In the aftermath of the trial, Madison is unable to sleep and begins to photograph strangers, places herself in increasingly dangerous situations, and ultimately starts to stalk Francis. After Jeremy's death, Madison's relationship with Jeremy's sister, Cynthia (Jennifer Gelfer), and her husband James (Brit Whittle) becomes strained. Madison attempts to understand the thrill that so many of the inmates that she had worked with felt with hunting their victims, and contemplates whether this was a buried aspect of her own personality. She continues working with incarcerated felons, including Eddie (Scotty Tovar), who was convicted of killing his father. Madison's self-destructive behavior leads her to meet Francis for coffee. Their encounter develops into a violent, sexual relationship as she tries to understand who Francis is and why he murdered her husband. She learns from Francis that he had broken into her apartment because he is a voyeur and that he did not intend to kill her husband.

==Cast==
- Merrin Dungey as Madison Taylor
- Devon Graye as Francis Tate
- Jennifer Gelfer as Cynthia
- Scotty Tovar as Eddie
- Thomas Q. Jones as Detective Thompson
- Anthony DeSando as Jeremy
- Brit Whittle as James
- John Buffalo Mailer as Robert
- Nick Mathews as Robbie
- Samantha Watkins as Rebecca
- Jocelyn Jones as Mila
- Claudia Maree Mailer as Pamela
- Ciaran Byrne as Ian Kerns
- Danielle Guldin as Nicole

==Production==
Writer/director Matthew Berkowitz originally pitched The Madness Inside Me in an earlier form before his directorial debut, Wild in Blue (2015), featuring a younger woman as the lead character but was not able to get the film made. After the release of Berkowitz's second film, A Violent Man (2017), he revisited the idea and wrote the screenplay with an older lead actress in mind. The mother of Matthew Berkowitz, the film's writer/director, is a psychologist and Berkowitz based some of the film on the concept of identity.
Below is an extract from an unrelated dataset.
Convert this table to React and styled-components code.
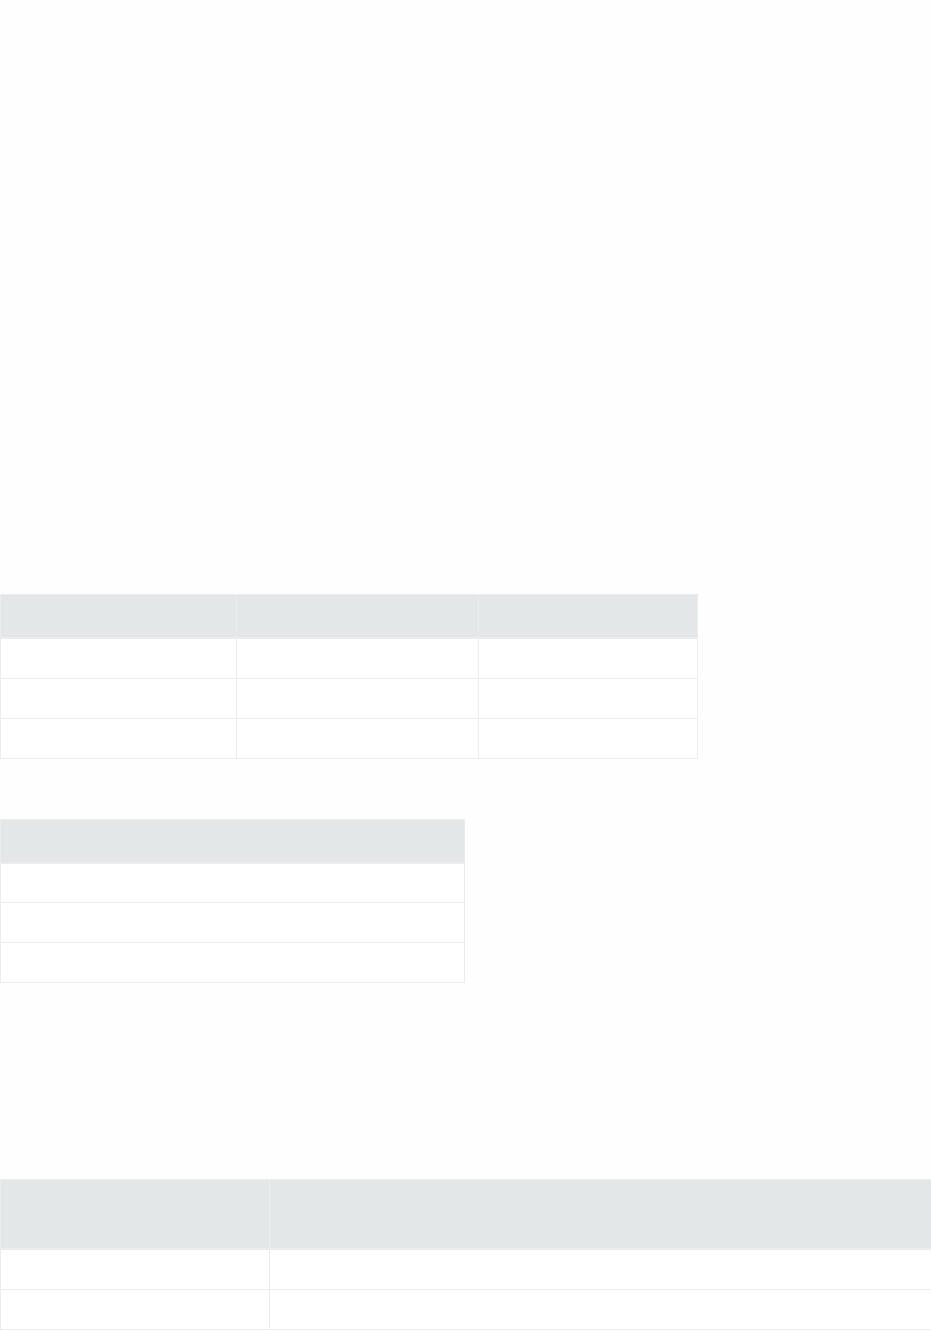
import React from 'react';
import styled, { createGlobalStyle } from 'styled-components';

const GlobalStyle = createGlobalStyle`
  html, body {
    margin: 0;
    padding: 0;
    background: #fefefe;
  }
  body {
    font-family: 'Open Sans', 'Liberation Sans', sans-serif;
    font-size: 14px;
    color: #333;
  }
`;

const tables = [
  { width: 697, cols: [236, 242, 219], rows: 3, headHeight: 45, gapTop: 594 },
  { width: 464, cols: [464], rows: 3, headHeight: 45, gapTop: 60 },
  { width: 931, cols: [269, 662], rows: 2, headHeight: 71, gapTop: 196 },
];

const Page = styled.main`
  display: flex;
  flex-direction: column;
  align-items: flex-start;
`;

const Table = styled.table`
  border-collapse: collapse;
  table-layout: fixed;
  width: ${(props) => props.$width}px;
  margin-top: ${(props) => props.$gapTop}px;
`;

const HeadCell = styled.th`
  background: #e3e7e8;
  border: 1px solid #ececec;
  border-bottom-width: 2px;
  height: ${(props) => props.$height - 3}px;
  padding: 0 12px;
  font-weight: 600;
  text-align: left;
`;

const Cell = styled.td`
  background: #ffffff;
  border: 1px solid #ececec;
  height: 40px;
  padding: 0 12px;
  box-sizing: border-box;
`;

const DataTable = ({ width, cols, rows, headHeight, gapTop }) => (
  <Table $width={width} $gapTop={gapTop}>
    <colgroup>
      {cols.map((w, i) => (
        <col key={i} style={{ width: w }} />
      ))}
    </colgroup>
    <thead>
      <tr>
        {cols.map((_, i) => (
          <HeadCell key={i} $height={headHeight} />
        ))}
      </tr>
    </thead>
    <tbody>
      {Array.from({ length: rows }).map((_, r) => (
        <tr key={r}>
          {cols.map((_, c) => (
            <Cell key={c} />
          ))}
        </tr>
      ))}
    </tbody>
  </Table>
);

const App = () => (
  <>
    <GlobalStyle />
    <Page>
      {tables.map((t, i) => (
        <DataTable key={i} {...t} />
      ))}
    </Page>
  </>
);

export default App;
Principal photography took place over 18 days in New York City, and the prison scenes were shot at a prison in Queens. Shooting mostly took place at night utilizing a Red camera. Nancy Moonves and Martin Tuchman served as executive producers on the film.

==Release==
The Madness Inside Me premiered at the Oldenburg International Film Festival on September 17, 2020. The It was released on VOD services (including Amazon, Google Play, iTunes, Microsoft Movies & TV, YouTube, and Vudu) and Blu-ray and DVD by Gravitas Ventures on September 3, 2021.

==Reception==

===Critical response===
Anthony Francis of Screen Comment called The Madness Inside Me "Well-directed and extremely well-written" and wrote, "Berkowitz’s film swims in territories previously explored by filmmakers as varied as Brian De Palma, Roman Polanski, David Cronenberg, and Luis Buñuel." Writing for HorrorBuzz.com, Kyle Williams gave the film 9 out of 10, calling it "stunning in both its technical and creative achievements" and praised Berkowitz for "effectively crafting a thrilling, intriguing world full of engaging characters." Ben Bradley from Starburst gave the film 3 out of 5 stars and particularly praised the film's cinematography as "stunning" while adding that the film "doesn’t provide many answers but is an engaging watch nevertheless."